### Directions
Locate every line that holds the string "React" and copy it.

+===+

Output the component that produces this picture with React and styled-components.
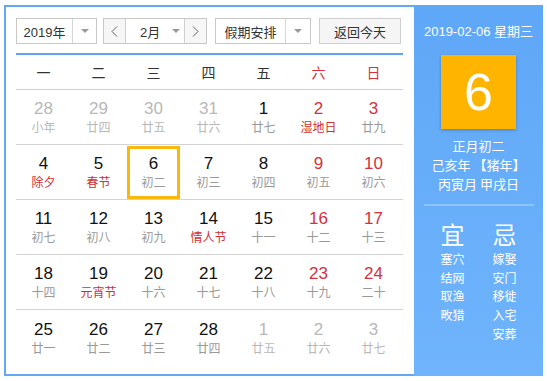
import React from "react";
import styled, { createGlobalStyle } from "styled-components";

const GlobalStyle = createGlobalStyle`
  html, body {
    margin: 0;
    padding: 0;
    background: #fff;
  }
  body {
    font-family: "Liberation Sans", Arial, "Noto Sans CJK SC", sans-serif;
  }
`;

const Frame = styled.div`
  margin: 5px 0 0 4px;
  width: 539px;
  height: 371px;
  box-sizing: border-box;
  border: 2px solid #62a8f4;
  display: flex;
  background: #fff;
`;

const Main = styled.div`
  flex: 1;
  padding: 11px 11px 0 10px;
  display: flex;
  flex-direction: column;
`;

const Toolbar = styled.div`
  display: flex;
  align-items: center;
  height: 26px;
  padding-bottom: 9px;
  border-bottom: 2px solid #5ea4ee;
`;

const Select = styled.div`
  display: flex;
  height: 26px;
  width: ${(p) => p.$width}px;
  box-sizing: border-box;
  border: 1px solid #c8c8c8;
  background: #fff;
  margin-right: ${(p) => p.$gap || 0}px;
  color: #333;
  font-size: 13px;
`;

const SelectLabel = styled.div`
  flex: 1;
  display: flex;
  align-items: center;
  justify-content: center;
  border-right: 1px solid #d6d6d6;
`;

const SelectArrow = styled.div`
  width: ${(p) => p.$width || 23}px;
  display: flex;
  align-items: center;
  justify-content: center;
  &::before {
    content: "";
    border-left: 4px solid transparent;
    border-right: 4px solid transparent;
    border-top: 4px solid #9a9a9a;
  }
`;

const MonthGroup = styled.div`
  display: flex;
  height: 26px;
  width: 104px;
  box-sizing: border-box;
  border: 1px solid #c8c8c8;
  margin-right: 8px;
  color: #333;
  font-size: 13px;
`;

const StepButton = styled.div`
  width: 21px;
  background: #f6f6f6;
  display: flex;
  align-items: center;
  justify-content: center;
  border-${(p) => (p.$side === "left" ? "right" : "left")}: 1px solid #d0d0d0;
`;

const MonthSelect = styled.div`
  flex: 1;
  display: flex;
  align-items: center;
  background: #fff;
  padding-left: 14px;
  gap: 12px;
  &::after {
    content: "";
    border-left: 4px solid transparent;
    border-right: 4px solid transparent;
    border-top: 4px solid #9a9a9a;
  }
`;

const TodayButton = styled.div`
  width: 82px;
  height: 26px;
  box-sizing: border-box;
  border: 1px solid #cfcfcf;
  background: #f5f5f5;
  color: #333;
  font-size: 13px;
  display: flex;
  align-items: center;
  justify-content: center;
`;

const WeekHead = styled.div`
  display: grid;
  grid-template-columns: repeat(7, 55px);
  height: 34px;
  border-bottom: 1px solid #cfcfcf;
`;

const WeekName = styled.div`
  display: flex;
  align-items: center;
  justify-content: center;
  font-size: 14px;
  color: ${(p) => (p.$weekend ? "#d4313d" : "#333")};
`;

const Row = styled.div`
  display: grid;
  grid-template-columns: repeat(7, 55px);
  height: 55px;
  box-sizing: border-box;
  border-bottom: ${(p) => (p.$last ? "none" : "1px solid #d4d4d4")};
`;

const Cell = styled.div`
  display: flex;
  flex-direction: column;
  align-items: center;
  justify-content: center;
  margin: 1px 1px 0;
  box-shadow: ${(p) => (p.$selected ? "inset 0 0 0 3px #f9b80e" : "none")};
`;

const DayNum = styled.div`
  font-size: 17px;
  line-height: 20px;
  color: ${(p) => (p.$muted ? "#b8b8b8" : p.$red ? "#d4313d" : "#111")};
`;

const Lunar = styled.div`
  font-size: 12px;
  line-height: 16px;
  margin-top: 1px;
  color: ${(p) => (p.$fest ? "#cf2f33" : p.$muted ? "#b8b8b8" : "#999")};
`;

const Panel = styled.div`
  width: 129px;
  margin: -1px -2px -2px 0;
  background: linear-gradient(#5fa7f7, #6fb4fc);
  color: #fff;
  display: flex;
  flex-direction: column;
  align-items: center;
`;

const DateLine = styled.div`
  font-size: 13px;
  margin-top: 18px;
  line-height: 16px;
`;

const BigDay = styled.div`
  width: 75px;
  height: 74px;
  margin-top: 15px;
  background: #ffb400;
  box-shadow: 0 1px 3px rgba(0, 0, 0, 0.25);
  font-size: 52px;
  display: flex;
  align-items: center;
  justify-content: center;
`;

const LunarInfo = styled.div`
  margin-top: 7px;
  font-size: 13px;
  line-height: 19px;
  text-align: center;
  font-family: "Noto Sans CJK SC", sans-serif;
`;

const Divider = styled.div`
  width: 110px;
  height: 2px;
  background: #8ec3fb;
  margin-top: 11px;
`;

const Advice = styled.div`
  display: flex;
  gap: 28px;
  margin-top: 14px;
`;

const AdviceCol = styled.div`
  display: flex;
  flex-direction: column;
  align-items: center;
  font-family: "Noto Sans CJK SC", sans-serif;
  h2 {
    margin: 0 0 2px;
    font-size: 24px;
    line-height: 28px;
    font-weight: 400;
  }
  span {
    font-size: 12px;
    line-height: 18.7px;
  }
`;

const Chevron = ({ dir }) => (
  <svg width="7" height="11" viewBox="0 0 7 11">
    <polyline
      points={dir === "left" ? "6,0.5 1,5.5 6,10.5" : "1,0.5 6,5.5 1,10.5"}
      fill="none"
      stroke="#666"
      strokeWidth="1"
    />
  </svg>
);

const weeks = ["一", "二", "三", "四", "五", "六", "日"];

// [day, lunar, flags]  m = other month, f = festival, s = selected
const days = [
  [28, "小年", "m"], [29, "廿四", "m"], [30, "廿五", "m"], [31, "廿六", "m"], [1, "廿七"], [2, "湿地日", "f"], [3, "廿九"],
  [4, "除夕", "f"], [5, "春节", "f"], [6, "初二", "s"], [7, "初三"], [8, "初四"], [9, "初五"], [10, "初六"],
  [11, "初七"], [12, "初八"], [13, "初九"], [14, "情人节", "f"], [15, "十一"], [16, "十二"], [17, "十三"],
  [18, "十四"], [19, "元宵节", "f"], [20, "十六"], [21, "十七"], [22, "十八"], [23, "十九"], [24, "二十"],
  [25, "廿一"], [26, "廿二"], [27, "廿三"], [28, "廿四"], [1, "廿五", "m"], [2, "廿六", "m"], [3, "廿七", "m"],
];

const rows = [0, 1, 2, 3, 4].map((r) => days.slice(r * 7, r * 7 + 7));

export default function App() {
  return (
    <>
      <GlobalStyle />
      <Frame>
        <Main>
          <Toolbar>
            <Select $width={81} $gap={6}>
              <SelectLabel>2019年</SelectLabel>
              <SelectArrow />
            </Select>
            <MonthGroup>
              <StepButton $side="left">
                <Chevron dir="left" />
              </StepButton>
              <MonthSelect>2月</MonthSelect>
              <StepButton $side="right">
                <Chevron dir="right" />
              </StepButton>
            </MonthGroup>
            <Select $width={96} $gap={8}>
              <SelectLabel>假期安排</SelectLabel>
              <SelectArrow $width={24} />
            </Select>
            <TodayButton>返回今天</TodayButton>
          </Toolbar>
          <WeekHead>
            {weeks.map((w, i) => (
              <WeekName key={w} $weekend={i > 4}>
                {w}
              </WeekName>
            ))}
          </WeekHead>
          {rows.map((row, r) => (
            <Row key={r} $last={r === rows.length - 1}>
              {row.map(([day, lunar, flag = ""], c) => {
                const muted = flag === "m";
                return (
                  <Cell key={c} $selected={flag === "s"}>
                    <DayNum $muted={muted} $red={c > 4}>
                      {day}
                    </DayNum>
                    <Lunar $muted={muted} $fest={flag === "f"}>
                      {lunar}
                    </Lunar>
                  </Cell>
                );
              })}
            </Row>
          ))}
        </Main>
        <Panel>
          <DateLine>2019-02-06 星期三</DateLine>
          <BigDay>6</BigDay>
          <LunarInfo>
            正月初二
            <br />
            己亥年 【猪年】
            <br />
            丙寅月 甲戌日
          </LunarInfo>
          <Divider />
          <Advice>
            <AdviceCol>
              <h2>宜</h2>
              <span>塞穴</span>
              <span>结网</span>
              <span>取渔</span>
              <span>畋猎</span>
            </AdviceCol>
            <AdviceCol>
              <h2>忌</h2>
              <span>嫁娶</span>
              <span>安门</span>
              <span>移徙</span>
              <span>入宅</span>
              <span>安葬</span>
            </AdviceCol>
          </Advice>
        </Panel>
      </Frame>
    </>
  );
}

+===+

### Solved problem
Output the component that produces this picture with React and styled-components.
import React from "react";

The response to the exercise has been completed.